**DO THIS**
All the data should be repeated exactly. Any image in it is left out.

**SOURCE DATA**
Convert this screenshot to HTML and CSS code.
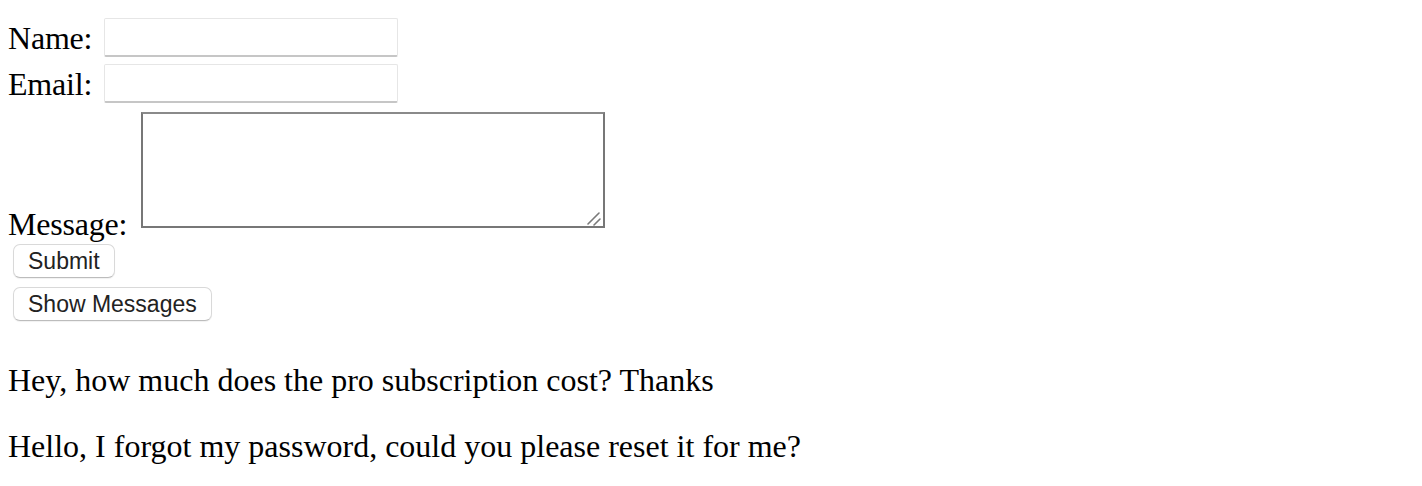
FILE: index.html
```html
<!DOCTYPE html>
<html>
<head>
<meta charset="utf-8">
<link rel="stylesheet" href="styles.css">
</head>
<body>
<form class="form">
  <div class="row"><label class="label">Name:</label><input class="field" type="text"></div>
  <div class="row"><label class="label">Email:</label><input class="field" type="text"></div>
  <div class="row row-msg">
    <label class="label label-msg">Message:</label>
    <span class="area-wrap">
      <textarea class="area"></textarea>
      <svg class="grip" width="16" height="16" viewBox="0 0 16 16" aria-hidden="true">
        <path d="M1 14 L12 3 M7 15 L13 9" stroke="#7a7a7a" stroke-width="1.6" stroke-linecap="round" fill="none"/>
      </svg>
    </span>
  </div>
  <div class="btn-row btn-first"><button class="btn" type="button">Submit</button></div>
  <div class="btn-row btn-second"><button class="btn" type="button">Show Messages</button></div>
</form>
<p class="msg">Hey, how much does the pro subscription cost? Thanks</p>
<p class="msg">Hello, I forgot my password, could you please reset it for me?</p>
</body>
</html>
```
FILE: styles.css
```css
body {
  margin: 8px;
  font-family: "Liberation Serif", "Times New Roman", serif;
  font-size: 32px;
  color: #000;
  background: #fff;
}
.form {
  margin: 0;
  padding-top: 10px;
  padding-bottom: 10px;
}
.row {
  display: flex;
  align-items: flex-end;
}
.row + .row { margin-top: 7px; }
.row-msg { margin-top: 9px !important; }
.label {
  line-height: 34px;
  margin-right: 12px;
  margin-bottom: 2px;
  letter-spacing: -0.2px;
}
.label-msg {
  margin-bottom: 0;
  margin-right: 14px;
}
.field {
  width: 294px;
  height: 39px;
  box-sizing: border-box;
  border: 1px solid #e6e6e6;
  border-bottom: 2px solid #c6c6c6;
  border-radius: 2px;
  margin: 0;
  padding: 0;
  background: #fff;
}
.area-wrap {
  position: relative;
  display: flex;
  margin-bottom: 13px;
}
.area {
  width: 464px;
  height: 116px;
  box-sizing: border-box;
  border: 2px solid #777;
  border-top-color: #8a8a8a;
  margin: 0;
  resize: none;
  padding: 0;
  background: #fff;
}
.grip {
  position: absolute;
  right: 2px;
  bottom: 2px;
}
.btn-row {
  display: flex;
  padding-left: 5px;
}
.btn-first { margin-top: 3px; }
.btn-second { margin-top: 9px; }
.btn {
  font-family: "Liberation Sans", Arial, sans-serif;
  font-size: 23px;
  color: #222;
  background: #fff;
  border: 1px solid #d9d9d9;
  border-bottom-color: #bcbcbc;
  border-radius: 7px;
  height: 34px;
  padding: 0 14px;
  margin: 0;
  box-shadow: 0 1px 1px rgba(0,0,0,0.06);
}
.msg {
  margin: 32px 0;
  line-height: 34px;
}
```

**THE SOLUTION**
Convert this screenshot to HTML and CSS code.
FILE: index.html
```html
<!DOCTYPE html>
<html>
<head>
<meta charset="utf-8">
<link rel="stylesheet" href="styles.css">
</head>
<body>
<form class="form">
  <div class="row"><label class="label">Name:</label><input class="field" type="text"></div>
  <div class="row"><label class="label">Email:</label><input class="field" type="text"></div>
  <div class="row row-msg">
    <label class="label label-msg">Message:</label>
    <span class="area-wrap">
      <textarea class="area"></textarea>
      <svg class="grip" width="16" height="16" viewBox="0 0 16 16" aria-hidden="true">
        <path d="M1 14 L12 3 M7 15 L13 9" stroke="#7a7a7a" stroke-width="1.6" stroke-linecap="round" fill="none"/>
      </svg>
    </span>
  </div>
  <div class="btn-row btn-first"><button class="btn" type="button">Submit</button></div>
  <div class="btn-row btn-second"><button class="btn" type="button">Show Messages</button></div>
</form>
<p class="msg">Hey, how much does the pro subscription cost? Thanks</p>
<p class="msg">Hello, I forgot my password, could you please reset it for me?</p>
</body>
</html>
```
FILE: styles.css
```css
body {
  margin: 8px;
  font-family: "Liberation Serif", "Times New Roman", serif;
  font-size: 32px;
  color: #000;
  background: #fff;
}
.form {
  margin: 0;
  padding-top: 10px;
  padding-bottom: 10px;
}
.row {
  display: flex;
  align-items: flex-end;
}
.row + .row { margin-top: 7px; }
.row-msg { margin-top: 9px !important; }
.label {
  line-height: 34px;
  margin-right: 12px;
  margin-bottom: 2px;
  letter-spacing: -0.2px;
}
.label-msg {
  margin-bottom: 0;
  margin-right: 14px;
}
.field {
  width: 294px;
  height: 39px;
  box-sizing: border-box;
  border: 1px solid #e6e6e6;
  border-bottom: 2px solid #c6c6c6;
  border-radius: 2px;
  margin: 0;
  padding: 0;
  background: #fff;
}
.area-wrap {
  position: relative;
  display: flex;
  margin-bottom: 13px;
}
.area {
  width: 464px;
  height: 116px;
  box-sizing: border-box;
  border: 2px solid #777;
  border-top-color: #8a8a8a;
  margin: 0;
  resize: none;
  padding: 0;
  background: #fff;
}
.grip {
  position: absolute;
  right: 2px;
  bottom: 2px;
}
.btn-row {
  display: flex;
  padding-left: 5px;
}
.btn-first { margin-top: 3px; }
.btn-second { margin-top: 9px; }
.btn {
  font-family: "Liberation Sans", Arial, sans-serif;
  font-size: 23px;
  color: #222;
  background: #fff;
  border: 1px solid #d9d9d9;
  border-bottom-color: #bcbcbc;
  border-radius: 7px;
  height: 34px;
  padding: 0 14px;
  margin: 0;
  box-shadow: 0 1px 1px rgba(0,0,0,0.06);
}
.msg {
  margin: 32px 0;
  line-height: 34px;
}
```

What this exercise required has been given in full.